NYC OTB closed at midnight last night after the New York state senate failed to pass a bill that would have allowed the company to continue operations. That means no more Channel 71 for racing fans watching at home. Much more seriously, it means more than 800 people out of work, an as-yet-unknown amount of lost wagering dollars, and more than $600 million in added state debt. The situation really couldn’t have been handled any worse. “As bad as OTB was, this was not the time to kill it,” observes Bill Finley. It certainly wasn’t the right way to kill it. But, is this the end? “I’m not ready to write the epitaph quite yet,” writes Alan Mann in his analysis of what happened yesterday. I suspect he’s right. The impact of the shutdown will be felt immediately, giving the state and industry plenty of incentives to revive New York City off-track betting, and maybe even in a form that benefits the game.
Churchill Downs CEO Robert Evans isn’t feeling the gloom. In his keynote address at the UA-RTIP Symposium on Tuesday, Evans found reasons for optimism among horse racing’s challenges, including this stat:
Evans said that racing’s customers still respond to quality, and that if the downsized industry keeps more of the quality product and reduces the poor end that the industry should thrive. To illustrate that point, Evans noted that handle on the top 25 races actually increased 18% in 2009 versus 2003, even as total handle during that period declined 19%.
Interesting. If you think you know the 25 big-event races Evans was referring to, Ed DeRosa has a contest for you.

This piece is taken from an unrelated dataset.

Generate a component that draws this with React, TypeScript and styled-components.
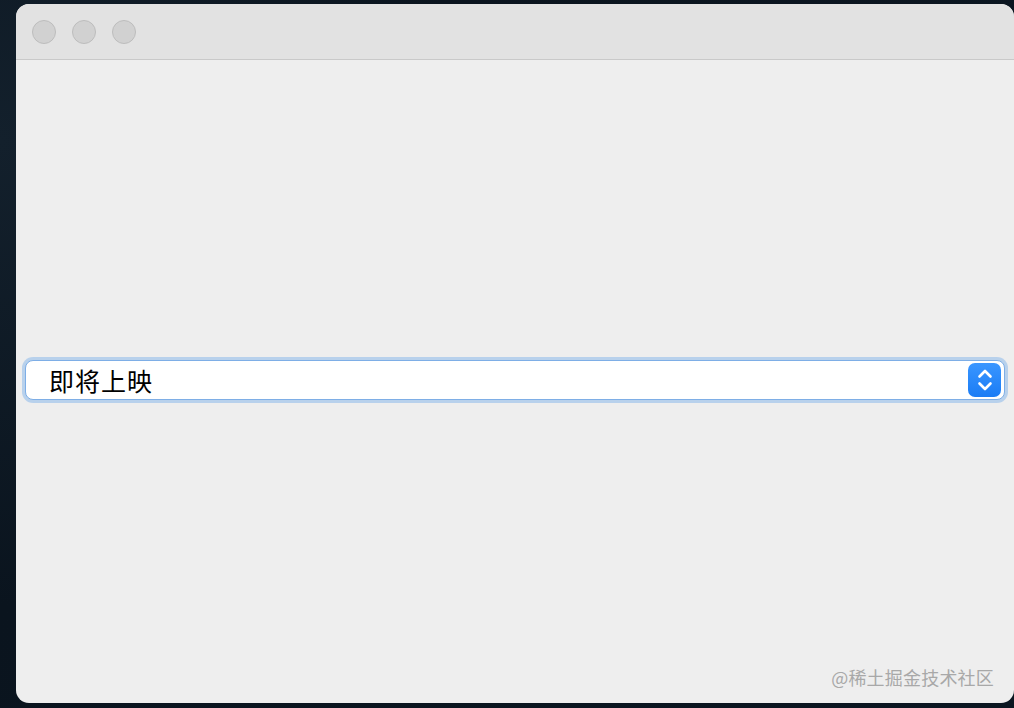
import React from 'react';
import styled, {createGlobalStyle} from "styled-components";

const GlobalStyle = createGlobalStyle`
  html, body {
    margin: 0;
    padding: 0;
    background: #0b1621;
    font-family: "Noto Sans CJK SC", "Noto Sans", sans-serif;
  }
`;

const Desktop = styled.div`
  width: 1014px;
  height: 708px;
  box-sizing: border-box;
  padding: 4px 0 5px 16px;
  background: radial-gradient(circle at 0 20%, #13202c 0, #0a141e 40%, #0b1621 100%);
  display: flex;
`;

const Window = styled.div`
  flex: 1;
  position: relative;
  display: flex;
  flex-direction: column;
  background: #eeeeee;
  border-radius: 13px;
  overflow: hidden;
`;

const TitleBar = styled.div`
  height: 55px;
  flex-shrink: 0;
  background: #e2e2e2;
  border-bottom: 1px solid #c9c9c9;
  display: flex;
  align-items: center;
  padding-left: 16px;
  gap: 16px;
`;

const Light = styled.span`
  width: 22px;
  height: 22px;
  border-radius: 50%;
  background: #d1d1d1;
  border: 1px solid #bdbdbd;
`;

const Content = styled.div`
  flex: 1;
  display: flex;
  align-items: center;
  padding: 0 9px 4px 9px;
`;

const SelectBox = styled.div`
  flex: 1;
  height: 40px;
  box-sizing: border-box;
  background: #ffffff;
  border: 1px solid #7eaee6;
  border-radius: 8px;
  box-shadow: 0 0 0 3px rgba(140, 185, 235, 0.55);
  display: flex;
  align-items: center;
  justify-content: space-between;
  padding: 0 3px 0 23px;
`;

const SelectText = styled.span`
  font-size: 25px;
  color: #000;
  letter-spacing: 1px;
`;

const Stepper = styled.span`
  width: 33px;
  height: 34px;
  border-radius: 7px;
  background: linear-gradient(#3a96ff, #1a7cf5);
  display: flex;
  align-items: center;
  justify-content: center;
`;

const Watermark = styled.span`
  position: absolute;
  right: 20px;
  bottom: 13px;
  font-size: 18px;
  color: #a8a8a8;
  letter-spacing: 0.2px;
`;

function App() {
    return (
        <Desktop>
            <GlobalStyle/>
            <Window>
                <TitleBar>
                    <Light/>
                    <Light/>
                    <Light/>
                </TitleBar>
                <Content>
                    <SelectBox>
                        <SelectText>即将上映</SelectText>
                        <Stepper>
                            <svg width="18" height="26" viewBox="0 0 18 26" fill="none" stroke="white"
                                 strokeWidth="2.6" strokeLinecap="round" strokeLinejoin="round">
                                <path d="M3.5 9.5 L9 4 L14.5 9.5"/>
                                <path d="M3.5 16.5 L9 22 L14.5 16.5"/>
                            </svg>
                        </Stepper>
                    </SelectBox>
                </Content>
                <Watermark>@稀土掘金技术社区</Watermark>
            </Window>
        </Desktop>
    );
}

export default App;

The TDN has Evans’ presentation, which includes his outline for a potential viable business model (PDF).
Dirt racing fans aren’t alone in loathing synthetic surfaces. Turf racing fans also hate synths, and for reasons that are familiar. Alan Aitken writes of the Hong Kong all-weather surface, “a purulent sore on the otherwise peach-like complexion of racing,” on Saturday: “Despite the course running fast, leaders staggered home in very slow sectionals but still held on as if by magic.” Everyone hates it when pace doesn’t play as expected.